> **The problem**: Each line containing the word "components" must be collected.

** START **

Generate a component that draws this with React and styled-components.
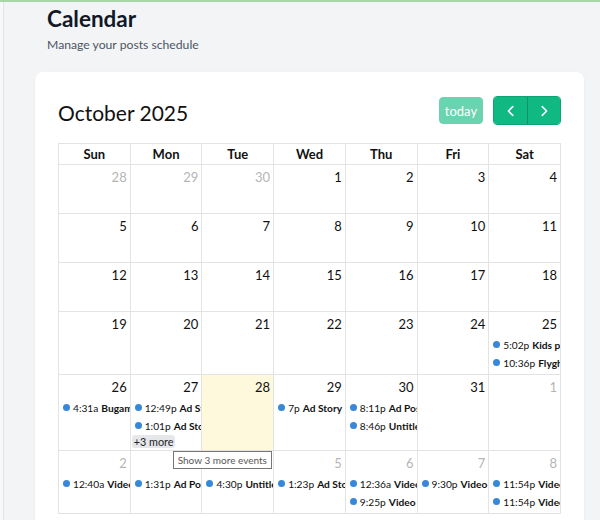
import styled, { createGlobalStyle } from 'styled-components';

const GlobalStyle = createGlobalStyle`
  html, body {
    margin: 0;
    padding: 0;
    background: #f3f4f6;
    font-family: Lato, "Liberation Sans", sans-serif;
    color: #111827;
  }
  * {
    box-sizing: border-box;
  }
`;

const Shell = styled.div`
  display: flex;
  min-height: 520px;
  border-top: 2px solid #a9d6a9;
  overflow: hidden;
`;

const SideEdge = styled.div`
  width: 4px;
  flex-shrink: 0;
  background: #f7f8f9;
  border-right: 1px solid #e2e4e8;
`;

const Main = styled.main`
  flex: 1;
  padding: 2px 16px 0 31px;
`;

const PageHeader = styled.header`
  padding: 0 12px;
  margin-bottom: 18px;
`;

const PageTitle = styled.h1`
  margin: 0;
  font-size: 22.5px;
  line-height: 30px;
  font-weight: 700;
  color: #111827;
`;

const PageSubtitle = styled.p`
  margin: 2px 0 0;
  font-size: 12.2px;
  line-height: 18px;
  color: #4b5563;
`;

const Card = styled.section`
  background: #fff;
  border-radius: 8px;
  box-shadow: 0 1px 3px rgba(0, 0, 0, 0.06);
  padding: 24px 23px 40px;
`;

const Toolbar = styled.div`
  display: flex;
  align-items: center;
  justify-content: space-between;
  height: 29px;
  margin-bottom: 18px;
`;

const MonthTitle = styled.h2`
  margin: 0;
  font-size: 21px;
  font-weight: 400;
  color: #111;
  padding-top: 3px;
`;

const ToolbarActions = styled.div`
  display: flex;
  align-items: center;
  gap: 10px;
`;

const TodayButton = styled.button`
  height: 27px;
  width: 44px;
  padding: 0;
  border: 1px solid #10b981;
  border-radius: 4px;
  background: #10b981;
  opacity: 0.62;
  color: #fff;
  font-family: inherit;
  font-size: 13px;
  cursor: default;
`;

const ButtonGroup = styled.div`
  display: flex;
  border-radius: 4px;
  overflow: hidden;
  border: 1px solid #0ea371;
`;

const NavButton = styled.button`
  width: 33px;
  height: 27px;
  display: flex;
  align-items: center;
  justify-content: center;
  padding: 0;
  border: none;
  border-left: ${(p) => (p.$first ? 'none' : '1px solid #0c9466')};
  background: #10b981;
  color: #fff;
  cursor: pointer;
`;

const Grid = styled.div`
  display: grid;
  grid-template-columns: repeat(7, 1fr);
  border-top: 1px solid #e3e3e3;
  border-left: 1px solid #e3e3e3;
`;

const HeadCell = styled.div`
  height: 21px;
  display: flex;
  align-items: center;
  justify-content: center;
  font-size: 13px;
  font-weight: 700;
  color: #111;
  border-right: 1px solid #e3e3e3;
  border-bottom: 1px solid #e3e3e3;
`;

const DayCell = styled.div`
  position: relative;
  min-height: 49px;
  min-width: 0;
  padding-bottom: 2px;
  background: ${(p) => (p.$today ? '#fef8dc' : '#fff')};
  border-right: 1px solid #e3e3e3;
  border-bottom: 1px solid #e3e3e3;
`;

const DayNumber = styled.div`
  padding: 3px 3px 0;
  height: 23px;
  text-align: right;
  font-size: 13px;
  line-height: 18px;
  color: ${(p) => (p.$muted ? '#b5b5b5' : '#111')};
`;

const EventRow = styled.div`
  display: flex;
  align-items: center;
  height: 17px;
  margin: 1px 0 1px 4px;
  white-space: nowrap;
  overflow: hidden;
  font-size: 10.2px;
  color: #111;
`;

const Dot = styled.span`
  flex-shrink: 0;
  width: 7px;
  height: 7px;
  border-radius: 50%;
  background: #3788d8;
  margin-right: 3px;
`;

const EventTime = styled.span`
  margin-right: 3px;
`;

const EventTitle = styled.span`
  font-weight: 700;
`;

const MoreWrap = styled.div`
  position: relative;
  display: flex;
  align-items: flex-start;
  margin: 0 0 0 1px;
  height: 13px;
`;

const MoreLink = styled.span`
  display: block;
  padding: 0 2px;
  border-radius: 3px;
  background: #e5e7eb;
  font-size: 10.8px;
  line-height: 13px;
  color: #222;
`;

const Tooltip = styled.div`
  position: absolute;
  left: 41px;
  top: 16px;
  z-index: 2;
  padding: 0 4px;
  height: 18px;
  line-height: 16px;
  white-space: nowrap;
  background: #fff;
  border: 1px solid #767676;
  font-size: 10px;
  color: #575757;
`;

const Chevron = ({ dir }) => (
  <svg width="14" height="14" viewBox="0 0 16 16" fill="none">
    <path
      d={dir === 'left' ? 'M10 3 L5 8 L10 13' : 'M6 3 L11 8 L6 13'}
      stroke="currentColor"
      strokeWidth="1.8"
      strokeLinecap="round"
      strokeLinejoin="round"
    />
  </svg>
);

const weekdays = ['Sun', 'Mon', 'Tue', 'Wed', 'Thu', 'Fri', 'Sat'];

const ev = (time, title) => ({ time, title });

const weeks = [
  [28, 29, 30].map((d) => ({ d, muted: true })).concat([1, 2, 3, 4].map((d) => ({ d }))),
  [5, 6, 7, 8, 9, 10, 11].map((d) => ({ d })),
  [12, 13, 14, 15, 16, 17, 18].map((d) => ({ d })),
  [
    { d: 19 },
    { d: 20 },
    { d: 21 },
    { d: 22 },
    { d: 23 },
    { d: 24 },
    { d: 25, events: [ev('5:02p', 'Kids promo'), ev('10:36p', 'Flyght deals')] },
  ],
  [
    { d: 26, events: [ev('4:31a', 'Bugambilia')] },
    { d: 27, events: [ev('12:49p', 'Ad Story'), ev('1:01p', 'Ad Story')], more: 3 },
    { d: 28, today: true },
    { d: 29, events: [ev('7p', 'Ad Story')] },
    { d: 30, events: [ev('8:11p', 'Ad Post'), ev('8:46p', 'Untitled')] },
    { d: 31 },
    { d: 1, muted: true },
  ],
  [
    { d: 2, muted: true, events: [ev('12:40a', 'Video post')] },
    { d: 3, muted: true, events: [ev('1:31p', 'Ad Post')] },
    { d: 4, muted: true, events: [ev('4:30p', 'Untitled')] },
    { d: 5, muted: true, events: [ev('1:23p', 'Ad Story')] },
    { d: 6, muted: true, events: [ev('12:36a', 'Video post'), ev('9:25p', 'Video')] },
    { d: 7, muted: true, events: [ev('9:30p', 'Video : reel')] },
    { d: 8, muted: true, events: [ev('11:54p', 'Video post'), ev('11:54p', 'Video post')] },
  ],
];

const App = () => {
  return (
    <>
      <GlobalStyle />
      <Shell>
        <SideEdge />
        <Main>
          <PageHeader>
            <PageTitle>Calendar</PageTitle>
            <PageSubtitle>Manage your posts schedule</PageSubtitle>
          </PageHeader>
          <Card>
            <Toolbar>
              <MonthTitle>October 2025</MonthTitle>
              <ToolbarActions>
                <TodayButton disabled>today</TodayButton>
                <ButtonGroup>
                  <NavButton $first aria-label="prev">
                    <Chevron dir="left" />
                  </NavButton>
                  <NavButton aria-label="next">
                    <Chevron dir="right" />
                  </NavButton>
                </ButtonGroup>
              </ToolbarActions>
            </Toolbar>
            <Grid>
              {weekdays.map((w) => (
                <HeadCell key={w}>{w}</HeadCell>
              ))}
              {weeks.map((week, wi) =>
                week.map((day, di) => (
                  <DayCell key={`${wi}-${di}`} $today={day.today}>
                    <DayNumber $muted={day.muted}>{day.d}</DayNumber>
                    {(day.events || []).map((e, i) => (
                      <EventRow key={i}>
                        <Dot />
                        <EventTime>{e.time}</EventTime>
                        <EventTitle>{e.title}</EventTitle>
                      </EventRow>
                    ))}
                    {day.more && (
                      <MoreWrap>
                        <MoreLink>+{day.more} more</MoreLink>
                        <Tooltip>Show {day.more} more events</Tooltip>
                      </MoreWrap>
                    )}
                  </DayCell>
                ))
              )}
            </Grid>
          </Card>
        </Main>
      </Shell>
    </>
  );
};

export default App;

** END **

> **Response to the exercise**:
Generate a component that draws this with React and styled-components.
import styled, { createGlobalStyle } from 'styled-components';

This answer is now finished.